Using Trends as a volume tool. The 0-100 scale is relative, not absolute. A product scoring 85 in Trends might have 500,000 monthly searches or 5,000. Trends tells you about trajectory, not size. Use it alongside a keyword volume tool, not instead of one.
Entering too late. If a product is already in the top Trends results for your category, the competition likely got there first. The advantage of Trends for dropshipping is catching the rise early, not confirming what everyone already knows.
Ignoring the category filter. By default, Trends includes all search categories. A search for "linen pants" will include searches related to linen fabric care or interior design.

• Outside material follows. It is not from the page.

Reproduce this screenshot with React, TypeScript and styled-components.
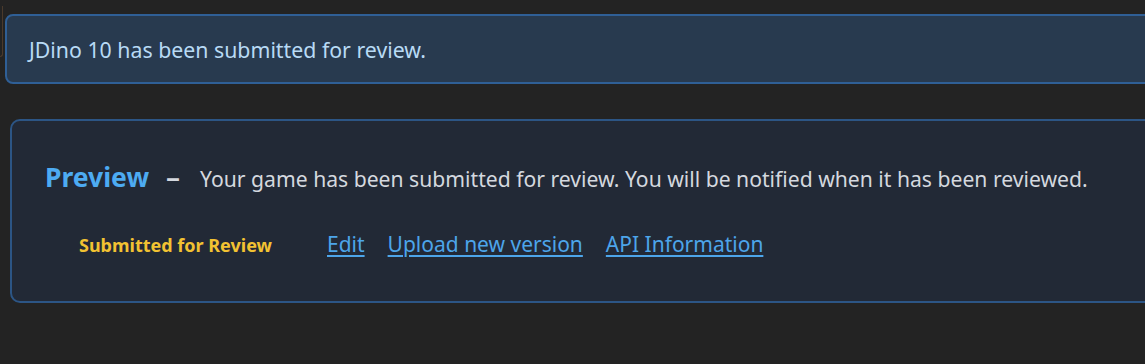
import React from "react";
import styled, { createGlobalStyle } from "styled-components";

const Global = createGlobalStyle`
  html, body {
    margin: 0;
    padding: 0;
    background: #232323;
    overflow: hidden;
  }
  body {
    font-family: "Noto Sans", "Open Sans", sans-serif;
  }
`;

const Page = styled.div`
  width: 1145px;
  height: 364px;
  background: #232323;
  position: relative;
  overflow: hidden;
  padding-top: 14px;
  box-sizing: border-box;
`;

const EdgeMark = styled.div`
  position: absolute;
  left: 0;
  top: 6px;
  width: 2px;
  height: 50px;
  border-right: 1px solid #4a3a2c;
  border-bottom: 1px solid #4a3a2c;
  border-radius: 0 0 3px 0;
`;

const Alert = styled.div`
  margin-left: 5px;
  width: 1160px;
  height: 70px;
  box-sizing: border-box;
  background: #283a4f;
  border: 2px solid #2f5f96;
  border-radius: 8px;
  display: flex;
  align-items: center;
  padding-left: 22px;
  padding-top: 2px;
  color: #b8daf5;
  font-size: 21.3px;
  line-height: 28px;
`;

const Card = styled.div`
  margin-top: 35px;
  margin-left: 10px;
  width: 1160px;
  height: 184px;
  box-sizing: border-box;
  background: #222936;
  border: 2px solid #2c5585;
  border-radius: 10px;
  padding: 40px 0 0 33px;
  display: flex;
  flex-direction: column;
  gap: 36px;
`;

const Header = styled.div`
  display: flex;
  align-items: baseline;
  line-height: 30px;
`;

const Title = styled.span`
  color: #4dabf2;
  font-size: 26.5px;
  font-weight: 700;
`;

const Dash = styled.span`
  color: #d4d8df;
  font-size: 28px;
  font-weight: 600;
  margin: 0 20px 0 17px;
`;

const Desc = styled.span`
  color: #d4d8df;
  font-size: 21.15px;
`;

const Actions = styled.div`
  display: flex;
  align-items: baseline;
  padding-left: 34px;
  line-height: 28px;
`;

const Status = styled.span`
  color: #f2c232;
  font-size: 18px;
  font-weight: 700;
  width: 248px;
`;

const Links = styled.div`
  display: flex;
  gap: 23px;
`;

const Link = styled.a`
  color: #4da5ea;
  font-size: 21px;
  text-decoration: underline;
  text-underline-offset: 3px;
  cursor: pointer;
`;

export default function App() {
  return (
    <>
      <Global />
      <Page>
        <EdgeMark />
        <Alert>JDino 10 has been submitted for review.</Alert>
        <Card>
          <Header>
            <Title>Preview</Title>
            <Dash>–</Dash>
            <Desc>
              Your game has been submitted for review. You will be notified when it has been reviewed.
            </Desc>
          </Header>
          <Actions>
            <Status>Submitted for Review</Status>
            <Links>
              <Link>Edit</Link>
              <Link>Upload new version</Link>
              <Link>API Information</Link>
            </Links>
          </Actions>
        </Card>
      </Page>
    </>
  );
}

Filtering to the Shopping or Clothing category returns a much cleaner picture of actual buyer intent.
How Google Trends Fits Into a Larger Research Stack
Google Trends is a signal source, not a complete research process. Here's where it fits relative to other tools in a practical workflow:
- Trends shows directional demand and timing
- Keyword tools (Google Keyword Planner, Semrush) show absolute search volume and competition levels
- Competitor research tools (like Koala Inspector) show what is actually selling in live stores
- Ad libraries (Meta Ad Library, TikTok Creative Center) show what is currently being promoted, which indicates where sellers are putting money
Starting with Trends and then cross-checking against the other layers means you are validating demand from multiple angles before committing. That reduces the risk of spending time on a product that looks interesting in one data source but doesn't hold up across others.
Google Trends is free, fast, and available without an account for most functions. For dropshippers who are still building their research process, it is a solid first tool to add.